Helena Merten

Personal information
- Born: March 17, 1995 (age 30)

Sport
- Country: Australia
- Sport: High diving

= Helena Merten =

Australian high diver (born 1995)

Helena Merten (born 17 March 1995) is an Australian high diver and acrobatic performer. She placed second at the 2017 Red Bull Cliff Diving World Series and won a silver medal in women's 20m at the FINA High Diving World Cup 2016.

== Early life and education ==
Merten is originally from the Gold Coast, Australia. From the age of 5, Merten trained in various acrobatic sports including gymnastics, tumbling, diving, and circus. She attended A.B. Paterson College.

== Career ==
At age 17, Merten moved abroad to join the cast of The House of Dancing Water, a water-based acrobatic show in Macau. She performed with the show for two years and began cliff diving in 2015.

When Merten joined the 2016 Red Bull Cliff Diving World Series as a season regular, she became the youngest diver to compete in the series' permanent line up at age 21. After the first five dives of the seven-dive season, she was ranked fourth overall. After placing second in the final stop of the season, Merten placed fourth in the series. She placed second in women's 20m at the FINA High Diving World Cup 2016, with 229.60 points, behind Lysanne Richard's 253.80 points.

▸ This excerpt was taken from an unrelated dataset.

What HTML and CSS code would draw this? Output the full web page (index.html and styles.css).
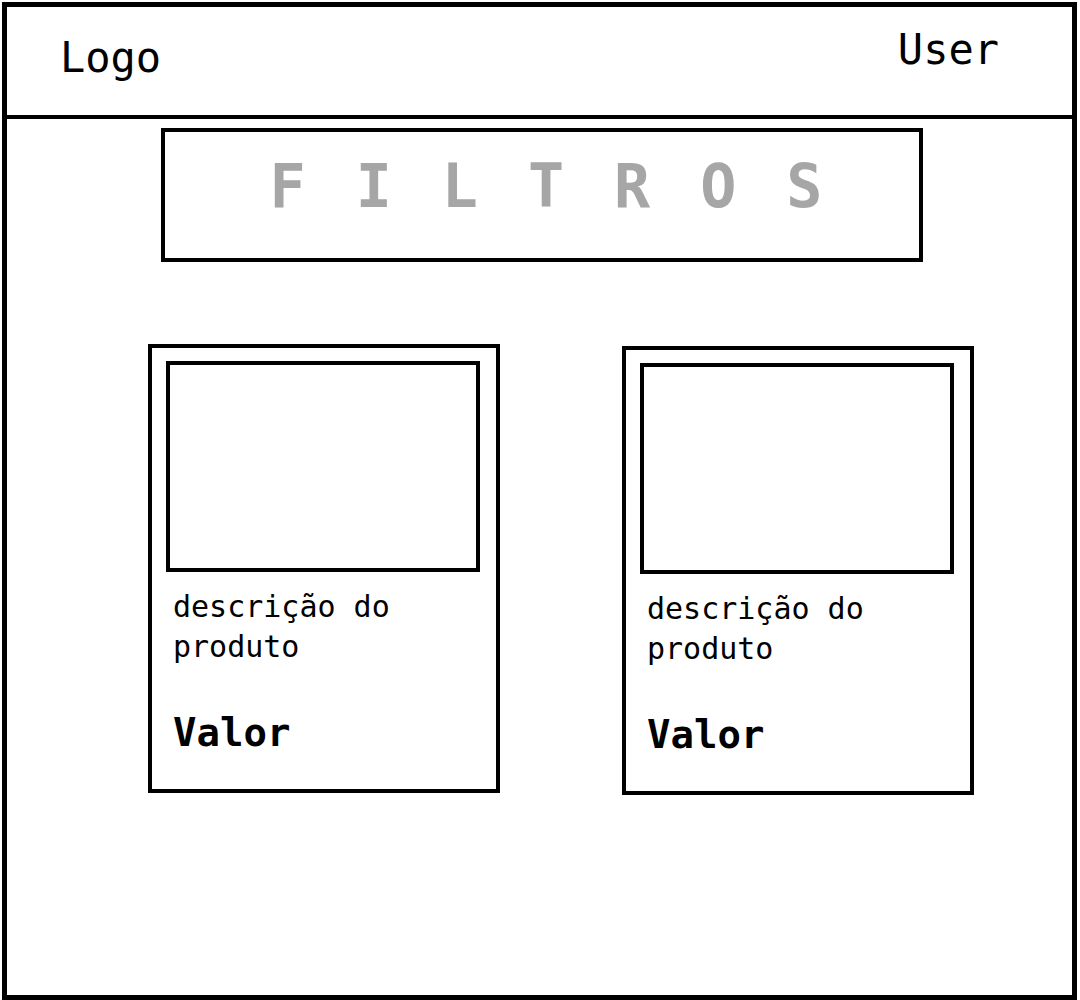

Merten placed second overall in the 2017 Red Bull Cliff Diving World Series, behind fellow Australian Rhiannan Iffland, and had four podium finishes that season. She placed seventh in women's high diving at the 2017 World Aquatics Championships and eight at the 2017 FINA High Diving World Cup. Since 2017, Merten has been playing the Running Woman in the touring production of Cirque du Soleil's Luzia. The role involves hoop diving and a Chinese pole.